Instruction: Copy the records below exactly, leaving out every picture.

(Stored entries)
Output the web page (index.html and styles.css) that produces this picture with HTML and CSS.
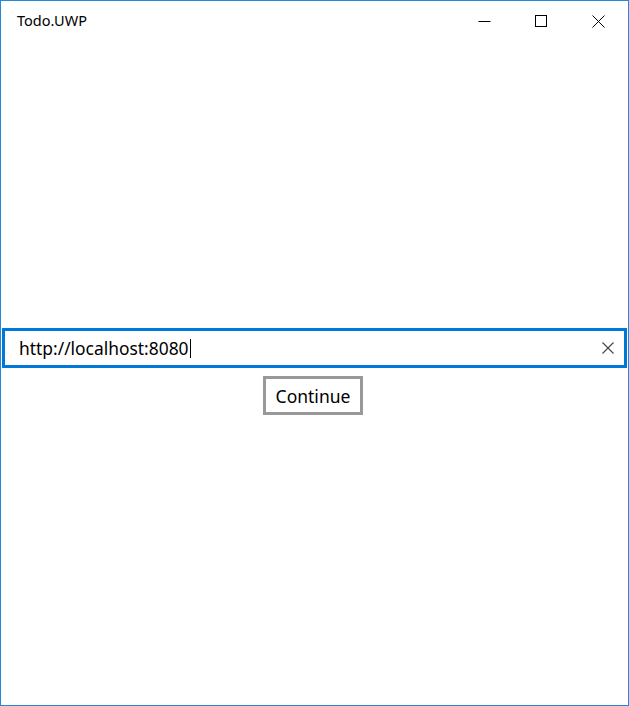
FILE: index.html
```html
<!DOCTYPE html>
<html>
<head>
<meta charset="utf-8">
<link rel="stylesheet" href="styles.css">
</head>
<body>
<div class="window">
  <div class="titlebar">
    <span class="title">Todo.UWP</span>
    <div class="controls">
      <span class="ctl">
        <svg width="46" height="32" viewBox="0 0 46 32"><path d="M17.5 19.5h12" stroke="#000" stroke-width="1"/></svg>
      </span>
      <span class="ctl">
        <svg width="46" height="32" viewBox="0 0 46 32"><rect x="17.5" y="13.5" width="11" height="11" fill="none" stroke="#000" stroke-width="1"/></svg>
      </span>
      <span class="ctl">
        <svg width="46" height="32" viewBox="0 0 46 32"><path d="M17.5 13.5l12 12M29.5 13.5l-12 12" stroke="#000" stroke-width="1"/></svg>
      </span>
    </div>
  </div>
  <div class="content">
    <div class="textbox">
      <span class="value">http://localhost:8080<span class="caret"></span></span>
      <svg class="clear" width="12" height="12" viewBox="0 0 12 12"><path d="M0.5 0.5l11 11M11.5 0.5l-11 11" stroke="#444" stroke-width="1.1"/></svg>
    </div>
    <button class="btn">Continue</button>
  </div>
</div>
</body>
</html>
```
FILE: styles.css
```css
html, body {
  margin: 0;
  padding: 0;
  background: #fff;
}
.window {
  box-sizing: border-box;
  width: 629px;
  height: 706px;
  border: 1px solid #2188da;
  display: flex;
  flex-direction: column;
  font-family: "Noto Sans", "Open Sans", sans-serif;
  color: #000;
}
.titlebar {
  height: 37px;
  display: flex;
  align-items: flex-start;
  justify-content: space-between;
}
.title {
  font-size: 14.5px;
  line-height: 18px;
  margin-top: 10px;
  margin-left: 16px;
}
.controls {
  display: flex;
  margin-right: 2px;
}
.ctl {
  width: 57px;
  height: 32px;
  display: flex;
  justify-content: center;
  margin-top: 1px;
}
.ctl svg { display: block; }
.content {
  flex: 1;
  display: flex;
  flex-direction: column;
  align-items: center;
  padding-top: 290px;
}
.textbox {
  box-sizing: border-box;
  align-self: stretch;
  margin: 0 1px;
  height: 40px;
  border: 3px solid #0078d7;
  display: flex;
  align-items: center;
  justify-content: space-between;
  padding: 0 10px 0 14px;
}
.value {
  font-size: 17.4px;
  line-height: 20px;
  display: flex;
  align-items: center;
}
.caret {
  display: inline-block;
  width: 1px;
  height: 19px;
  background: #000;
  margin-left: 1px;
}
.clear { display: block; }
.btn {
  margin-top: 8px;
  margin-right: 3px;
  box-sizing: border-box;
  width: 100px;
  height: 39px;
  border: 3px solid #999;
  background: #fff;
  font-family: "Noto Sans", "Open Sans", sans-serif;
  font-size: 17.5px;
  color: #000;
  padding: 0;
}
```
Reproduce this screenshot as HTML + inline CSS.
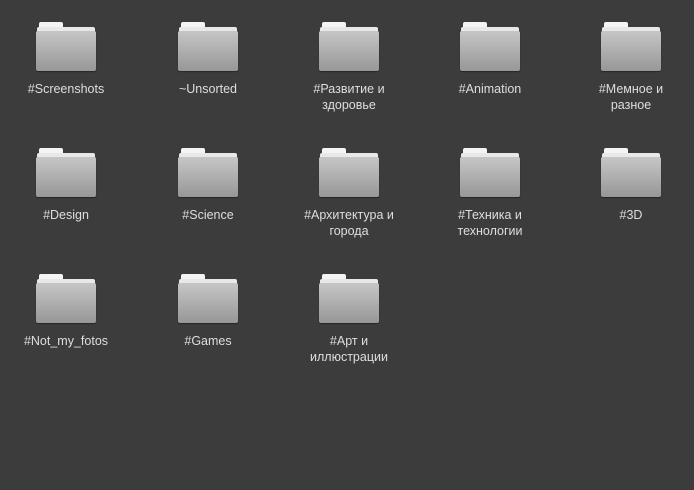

Completed task:
Output the web page (index.html and styles.css) that produces this picture with HTML and CSS.
FILE: index.html
```html
<!DOCTYPE html>
<html>
<head>
<meta charset="utf-8">
<link rel="stylesheet" href="styles.css">
</head>
<body>
<div class="window">
  <div class="titlebar">
    <span class="title">Todo.UWP</span>
    <div class="controls">
      <span class="ctl">
        <svg width="46" height="32" viewBox="0 0 46 32"><path d="M17.5 19.5h12" stroke="#000" stroke-width="1"/></svg>
      </span>
      <span class="ctl">
        <svg width="46" height="32" viewBox="0 0 46 32"><rect x="17.5" y="13.5" width="11" height="11" fill="none" stroke="#000" stroke-width="1"/></svg>
      </span>
      <span class="ctl">
        <svg width="46" height="32" viewBox="0 0 46 32"><path d="M17.5 13.5l12 12M29.5 13.5l-12 12" stroke="#000" stroke-width="1"/></svg>
      </span>
    </div>
  </div>
  <div class="content">
    <div class="textbox">
      <span class="value">http://localhost:8080<span class="caret"></span></span>
      <svg class="clear" width="12" height="12" viewBox="0 0 12 12"><path d="M0.5 0.5l11 11M11.5 0.5l-11 11" stroke="#444" stroke-width="1.1"/></svg>
    </div>
    <button class="btn">Continue</button>
  </div>
</div>
</body>
</html>
```
FILE: styles.css
```css
html, body {
  margin: 0;
  padding: 0;
  background: #fff;
}
.window {
  box-sizing: border-box;
  width: 629px;
  height: 706px;
  border: 1px solid #2188da;
  display: flex;
  flex-direction: column;
  font-family: "Noto Sans", "Open Sans", sans-serif;
  color: #000;
}
.titlebar {
  height: 37px;
  display: flex;
  align-items: flex-start;
  justify-content: space-between;
}
.title {
  font-size: 14.5px;
  line-height: 18px;
  margin-top: 10px;
  margin-left: 16px;
}
.controls {
  display: flex;
  margin-right: 2px;
}
.ctl {
  width: 57px;
  height: 32px;
  display: flex;
  justify-content: center;
  margin-top: 1px;
}
.ctl svg { display: block; }
.content {
  flex: 1;
  display: flex;
  flex-direction: column;
  align-items: center;
  padding-top: 290px;
}
.textbox {
  box-sizing: border-box;
  align-self: stretch;
  margin: 0 1px;
  height: 40px;
  border: 3px solid #0078d7;
  display: flex;
  align-items: center;
  justify-content: space-between;
  padding: 0 10px 0 14px;
}
.value {
  font-size: 17.4px;
  line-height: 20px;
  display: flex;
  align-items: center;
}
.caret {
  display: inline-block;
  width: 1px;
  height: 19px;
  background: #000;
  margin-left: 1px;
}
.clear { display: block; }
.btn {
  margin-top: 8px;
  margin-right: 3px;
  box-sizing: border-box;
  width: 100px;
  height: 39px;
  border: 3px solid #999;
  background: #fff;
  font-family: "Noto Sans", "Open Sans", sans-serif;
  font-size: 17.5px;
  color: #000;
  padding: 0;
}
```
Reproduce this screenshot as HTML + inline CSS.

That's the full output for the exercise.